The Black Arts Movement had its home in the Village. It was an American literary movement to advance “social engagement” as a sine qua non of its aesthetic.  Here is a good piece “Rethinking the Black Power Movement” by Komozi Woodard of Sarah Lawrence College that situates the Black Arts Movement in a larger context. This group included Ishmael Reed, Amiri Baraka, Jayne Cortez, and Nikki Giovanni, among many others. 

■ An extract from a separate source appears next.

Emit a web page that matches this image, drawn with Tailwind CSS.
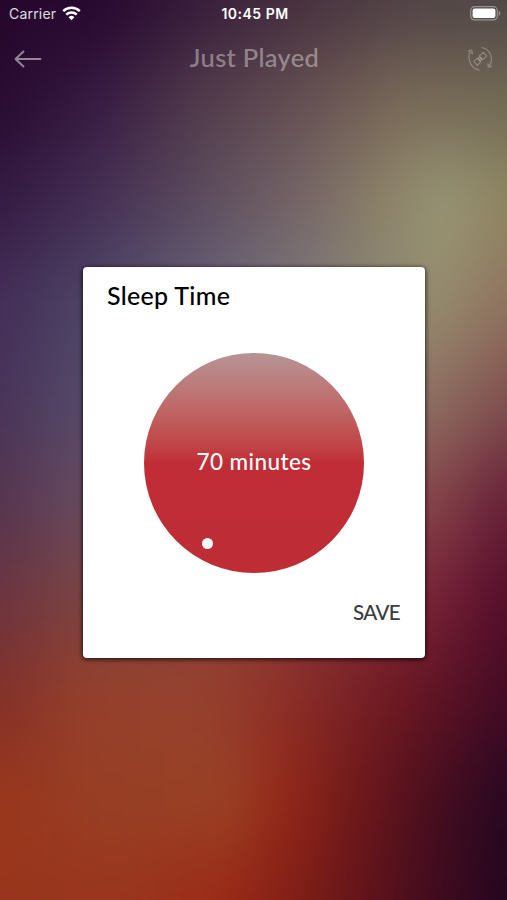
<!DOCTYPE html>
<html lang="en">
<head>
    <meta charset="UTF-8">
    <meta name="viewport" content="width=device-width, initial-scale=1.0">
    <title>Just Played</title>
    <script src="https://cdn.jsdelivr.net/npm/@tailwindcss/browser@4"></script>
</head>
<body class="relative h-screen overflow-hidden bg-[#28072d] font-['Lato',sans-serif]">

    <!-- blurred artwork -->
    <svg class="absolute inset-0 w-[507px] h-[900px]" viewBox="0 0 507 900">
        <defs>
            <filter id="soft" filterUnits="userSpaceOnUse" x="-100" y="-150" width="707" height="1200" color-interpolation-filters="sRGB"><feGaussianBlur stdDeviation="18 40"/></filter>
            <linearGradient id="row" gradientUnits="userSpaceOnUse" x1="0" y1="0" x2="507" y2="0"/>
            <linearGradient id="r0" href="#row"><stop offset="0" stop-color="#26062b"/><stop offset=".2" stop-color="#26062e"/><stop offset=".4" stop-color="#371c3a"/><stop offset=".6" stop-color="#46303e"/><stop offset=".8" stop-color="#4f4145"/><stop offset="1" stop-color="#504646"/></linearGradient>
            <linearGradient id="r1" href="#row"><stop offset="0" stop-color="#280a30"/><stop offset=".2" stop-color="#381c42"/><stop offset=".4" stop-color="#523c4b"/><stop offset=".6" stop-color="#665053"/><stop offset=".8" stop-color="#7a6a58"/><stop offset="1" stop-color="#726a54"/></linearGradient>
            <linearGradient id="r2" href="#row"><stop offset="0" stop-color="#341a42"/><stop offset=".2" stop-color="#463055"/><stop offset=".4" stop-color="#5c4c5e"/><stop offset=".6" stop-color="#766667"/><stop offset=".75" stop-color="#8c8268"/><stop offset=".88" stop-color="#999776"/><stop offset="1" stop-color="#8f8662"/></linearGradient>
            <linearGradient id="r3" href="#row"><stop offset="0" stop-color="#442e58"/><stop offset=".18" stop-color="#4d4566"/><stop offset=".4" stop-color="#666078"/><stop offset=".6" stop-color="#7e787a"/><stop offset=".85" stop-color="#968e6e"/><stop offset="1" stop-color="#907460"/></linearGradient>
            <linearGradient id="r4" href="#row"><stop offset="0" stop-color="#483358"/><stop offset=".16" stop-color="#54496a"/><stop offset=".84" stop-color="#907264"/><stop offset="1" stop-color="#80504e"/></linearGradient>
            <linearGradient id="r5" href="#row"><stop offset="0" stop-color="#54354f"/><stop offset=".16" stop-color="#664a60"/><stop offset=".84" stop-color="#88484a"/><stop offset="1" stop-color="#661f38"/></linearGradient>
            <linearGradient id="r6" href="#row"><stop offset="0" stop-color="#6c343f"/><stop offset=".17" stop-color="#7c4442"/><stop offset=".5" stop-color="#8e4038"/><stop offset=".84" stop-color="#7a2338"/><stop offset="1" stop-color="#550c29"/></linearGradient>
            <linearGradient id="r7" href="#row"><stop offset="0" stop-color="#843028"/><stop offset=".17" stop-color="#963f2a"/><stop offset=".38" stop-color="#97422e"/><stop offset=".55" stop-color="#8e3028"/><stop offset=".8" stop-color="#6a1621"/><stop offset="1" stop-color="#420b24"/></linearGradient>
            <linearGradient id="r8" href="#row"><stop offset="0" stop-color="#9a371c"/><stop offset=".2" stop-color="#973f25"/><stop offset=".45" stop-color="#984225"/><stop offset=".55" stop-color="#962a17"/><stop offset=".68" stop-color="#761a1a"/><stop offset=".82" stop-color="#50101d"/><stop offset="1" stop-color="#260722"/></linearGradient>
            <linearGradient id="r9" href="#row"><stop offset="0" stop-color="#98351c"/><stop offset=".25" stop-color="#99351c"/><stop offset=".43" stop-color="#9c2a16"/><stop offset=".56" stop-color="#861f17"/><stop offset=".72" stop-color="#60141a"/><stop offset=".86" stop-color="#400b1e"/><stop offset="1" stop-color="#24051f"/></linearGradient>
        </defs>
        <g filter="url(#soft)">
            <rect x="-100" y="-150" width="707" height="200" fill="url(#r0)"/>
            <rect x="-100" y="50" width="707" height="100" fill="url(#r1)"/>
            <rect x="-100" y="150" width="707" height="100" fill="url(#r2)"/>
            <rect x="-100" y="250" width="707" height="100" fill="url(#r3)"/>
            <rect x="-100" y="350" width="707" height="100" fill="url(#r4)"/>
            <rect x="-100" y="450" width="707" height="100" fill="url(#r5)"/>
            <rect x="-100" y="550" width="707" height="100" fill="url(#r6)"/>
            <rect x="-100" y="650" width="707" height="100" fill="url(#r7)"/>
            <rect x="-100" y="750" width="707" height="100" fill="url(#r8)"/>
            <rect x="-100" y="850" width="707" height="200" fill="url(#r9)"/>
        </g>
    </svg>

    <div class="relative flex flex-col h-full">
        <!-- status bar -->
        <div class="grid grid-cols-3 items-center h-7 pb-0.5 pl-[9px] pr-[6px] text-white font-['Inter',sans-serif]">
            <div class="flex items-center gap-[6px]">
                <span class="text-[14px] tracking-[0.2px] text-white/85">Carrier</span>
                <svg class="w-[19px] h-[15px]" viewBox="0 0 19 15" fill="none" stroke="#fff" stroke-width="2.5">
                    <path d="M1.200 5.200a12 12 0 0 1 16.600 0"/>
                    <path d="M4.300 8.600a7.400 7.400 0 0 1 10.400 0"/>
                    <path d="M9.500 14.200l-2.900-3a4.100 4.100 0 0 1 5.800 0z" fill="#fff" stroke="none"/>
                </svg>
            </div>
            <span class="text-center text-[14px] font-semibold tracking-[0.5px] whitespace-nowrap">10:45 PM</span>
            <svg class="justify-self-end w-[31px] h-[15px]" viewBox="0 0 31 15">
                <rect x=".7" y=".7" width="26.600" height="13.200" rx="3.800" fill="none" stroke="#fff" stroke-opacity=".4" stroke-width="1.200"/>
                <rect x="2.600" y="2.600" width="22.800" height="9.400" rx="2" fill="#fff"/>
                <path d="M28.800 5v4.800c1-.4 1.600-1.300 1.600-2.400S29.800 5.400 28.800 5z" fill="#fff" fill-opacity=".4"/>
            </svg>
        </div>

        <header class="flex items-center justify-between h-[61px] px-[14px]">
            <svg class="w-7 h-[18px]" viewBox="0 0 28 18" fill="none" stroke="#fff" stroke-opacity=".5" stroke-width="1.900" stroke-linecap="round" stroke-linejoin="round">
                <path d="M9.500 1.500L1.500 9l8 7.500M1.500 9h25"/>
            </svg>
            <h1 class="-mt-0.5 text-[25.500px] font-medium text-white/40 tracking-[0.300px]">Just Played</h1>
            <svg class="w-[26px] h-[26px]" viewBox="0 0 26 26" fill="none" stroke="#fff" stroke-opacity=".25" stroke-width="1.300" stroke-linejoin="round">
                <path d="M3.200 5.500C.4 11 2 21.500 12.500 24.200M1.500 5l3.300-.8.700 3.500z"/>
                <path d="M14.500 1.700c9 1.300 12.500 11.300 7.800 18M20.800 18l.5 3.200 3.200-.7z"/>
                <path d="M12.200 10.200l4-4 3.500 3.600-4 4zM6.800 15.600l3.500-3.500 3.600 3.600-3.500 3.500z"/>
                <circle cx="13" cy="13" r="1.500"/>
            </svg>
        </header>

        <!-- sleep timer dialog -->
        <main class="w-[342px] h-[391px] mt-[178px] ml-[83px] flex flex-col items-center rounded bg-white shadow-[0_1px_4px_1px_rgba(0,0,0,0.65)]">
            <h2 class="self-start mt-3 ml-6 h-8 leading-8 text-[25px] font-medium text-black tracking-[0.300px]">Sleep Time</h2>
            <div class="relative mt-[42px] size-[220px] shrink-0 flex items-center justify-center rounded-full bg-linear-to-b from-[#b69496] via-[#c02d37] via-50% to-[#be2c36]">
                <span class="-mt-0.5 text-[22.500px] font-medium text-white tracking-[0.400px]">70 minutes</span>
                <span class="absolute left-[58px] top-[185px] size-[11px] rounded-full bg-white"></span>
            </div>
            <button class="self-end mt-[25px] mr-[25px] h-7 text-[20.500px] leading-7 font-medium text-[#3c3c40] tracking-[-0.600px]">SAVE</button>
        </main>
    </div>

</body>
</html>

James Baldwin sprawls across the bed in his New York apartment – Image by © Bettmann/CORBIS

James Baldwin – a gay Black man – is known internationally for his expansive writing and activism. He wrote novels and stories, but I think of him as a poet, for how outspoken, honest and lyrical he was about race and sensuality in a way that was rare in the 1950s, 60s, and 70s – indeed, that still is. Baldwin seems to be cited more than ever today – including the recent film adaptation of his novella “If Beale Street Could Talk,” much of which takes place in the West Village. Because we are still mixed up about race and sex, because we still seek justice, we still need his eloquence and courage.

Paul Robeson

Taking writing into the public realm happened regularly and in truly groundbreaking ways at the Provincetown Playhouse, now a part of NYU at 133 Macdougal Street, where actor Paul Robeson cut his teeth on the Greenwich Village theater circuit and fully embraced the bohemian, progressive, and activist lifestyle that made the neighborhood so famous. A college football star, lawyer, actor, and activist, Robeson was even the subject of a great sculpture by Antonio Salemme, for which he posed in the artists’ studio overlooking Washington Square.

Black History Month is a time to highlight Black History, as well as a time to see the myriad ways that Black History is a part of every nook and cranny of our neighborhoods, movements, schools, and artistic pursuits.